Material provided
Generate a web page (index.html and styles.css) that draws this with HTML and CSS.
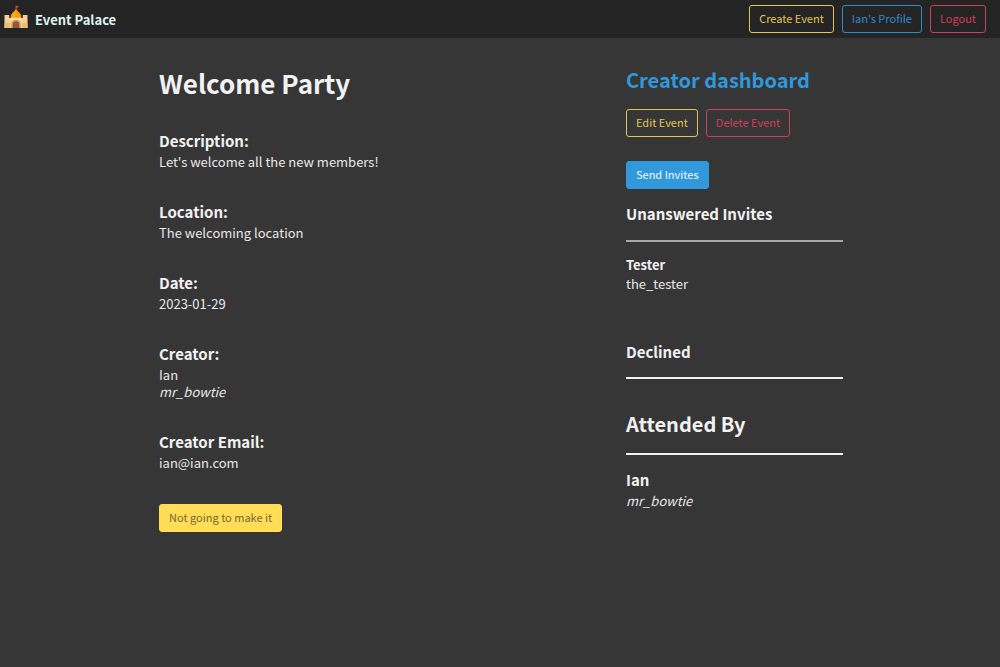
FILE: index.html
```html
<!DOCTYPE html>
<html lang="en">
<head>
<meta charset="utf-8">
<meta name="viewport" content="width=device-width, initial-scale=1">
<title>Event Palace</title>
<link rel="stylesheet" href="styles.css">
</head>
<body>
<header class="navbar">
  <a class="brand" href="#">
    <svg class="brand-icon" viewBox="0 0 24 24" aria-hidden="true">
      <path d="M12 1v4" stroke="#a33b25" stroke-width="1"/>
      <path d="M11.800 .2l3.400 1.500-3.400 1.700z" fill="#e53935"/>
      <path d="M12 3.500c.6 2.500 5.300 4.500 5.300 8 0 1-.3 2-.8 2.500h-9c-.5-.5-.8-1.500-.8-2.500C6.700 8 11.400 6 12 3.500z" fill="#f99a08"/>
      <path d="M11.400 6.500C10 8 8.300 9.500 8.500 12.500h2.300z" fill="#ffb62e"/>
      <path d="M.5 10h4.700v3h13.600v-3h4.700v13H.5z" fill="#f8cf91"/>
      <path d="M6 12.800h12v1.700H6z" fill="#ffe0aa"/>
      <path d="M.5 18h5.500v5H.5zM18 18h5.500v5H18z" fill="#f0bb76"/>
      <path d="M7.500 23v-3.500a4.500 4.500 0 0 1 9 0V23z" fill="#c98b52"/>
      <path d="M9 23v-3.500a3 3 0 0 1 6 0V23z" fill="#8a5a3c"/>
    </svg>
    <span>Event Palace</span>
  </a>
  <nav class="buttons">
    <button class="button warning" type="button">Create Event</button>
    <button class="button info" type="button">Ian's Profile</button>
    <button class="button danger" type="button">Logout</button>
  </nav>
</header>
<main class="columns">
  <section class="details">
    <h1 class="title">Welcome Party</h1>
    <div class="field"><h2 class="heading">Description:</h2><p>Let's welcome all the new members!</p></div>
    <div class="field"><h2 class="heading">Location:</h2><p>The welcoming location</p></div>
    <div class="field"><h2 class="heading">Date:</h2><p>2023-01-29</p></div>
    <div class="field"><h2 class="heading">Creator:</h2><p>Ian</p><p><em>mr_bowtie</em></p></div>
    <div class="field"><h2 class="heading">Creator Email:</h2><p>ian@ian.com</p></div>
    <button class="button decline" type="button">Not going to make it</button>
  </section>
  <aside class="dashboard">
    <h2 class="subtitle accent">Creator dashboard</h2>
    <div class="buttons manage">
      <button class="button warning" type="button">Edit Event</button>
      <button class="button danger" type="button">Delete Event</button>
    </div>
    <button class="button send" type="button">Send Invites</button>
    <section class="invites">
      <h3 class="heading">Unanswered Invites</h3>
      <hr class="rule muted">
      <h4 class="name">Tester</h4>
      <p>the_tester</p>
    </section>
    <section class="declined">
      <h3 class="heading">Declined</h3>
      <hr class="rule">
    </section>
    <section class="attended">
      <h2 class="subtitle">Attended By</h2>
      <hr class="rule">
      <h3 class="heading">Ian</h3>
      <p><em>mr_bowtie</em></p>
    </section>
  </aside>
</main>
</body>
</html>
```
FILE: styles.css
```css
* { box-sizing: border-box; margin: 0; }
html { background: #363636; }
body {
  color: #e8e8e8;
  font: 13px/17px "Noto Sans CJK JP", "Noto Sans", sans-serif;
}
.navbar {
  display: flex;
  align-items: center;
  justify-content: space-between;
  height: 38px;
  padding: 0 14px 0 4px;
  background: #242424;
}
.brand {
  display: flex;
  align-items: center;
  gap: 7px;
  color: #e0f2ef;
  font-weight: 700;
  text-decoration: none;
}
.brand-icon { width: 24px; height: 24px; margin-bottom: 4px; }
.buttons { display: flex; gap: 8px; }
.button {
  display: block;
  height: 28px;
  padding: 0 9px 2px;
  border: 1px solid;
  border-radius: 3px;
  background: transparent;
  font: 11px/16px "Noto Sans CJK JP", "Noto Sans", sans-serif;
  white-space: nowrap;
}
.warning { color: #e3c651; border-color: #e3c651; }
.info { color: #308bcb; border-color: #308bcb; }
.danger { color: #d13f5e; border-color: #d13f5e; }
.send { color: #f2f8fc; background: #3298dc; border-color: #3298dc; }
.decline { color: #766832; background: #ffdd57; border-color: #ffdd57; margin-top: 33px; }
.columns {
  display: grid;
  grid-template-columns: minmax(0, 467fr) minmax(0, 217fr);
  padding: 28px 15.7% 0 15.9%;
}
.title { margin-bottom: 30px; color: #f2f2f2; font-size: 26px; line-height: 34px; font-weight: 700; }
.heading { margin-bottom: 1px; color: #f2f2f2; font-size: 15px; line-height: 22px; font-weight: 700; }
.subtitle { color: #f2f2f2; font-size: 20px; line-height: 28px; font-weight: 700; }
.name { color: #f2f2f2; font-size: 13px; line-height: 20px; font-weight: 700; }
.accent { color: #3298dc; }
.field + .field { margin-top: 31px; }
.manage { margin: 15px 0 24px; }
.rule { height: 2px; border: 0; background: #f0f0f0; }
.muted { background: #a8a8a8; }
.invites { margin-top: 14px; }
.invites .rule { margin: 15px 0 13px; }
.declined { margin-top: 49px; }
.declined .rule { margin-top: 14px; }
.attended { margin-top: 31px; }
.attended .rule { margin: 15px 0 14px; }
```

What you should do
Copy out every line in the listing where the word "index" appears.

Full solution
Generate a web page (index.html and styles.css) that draws this with HTML and CSS.
FILE: index.html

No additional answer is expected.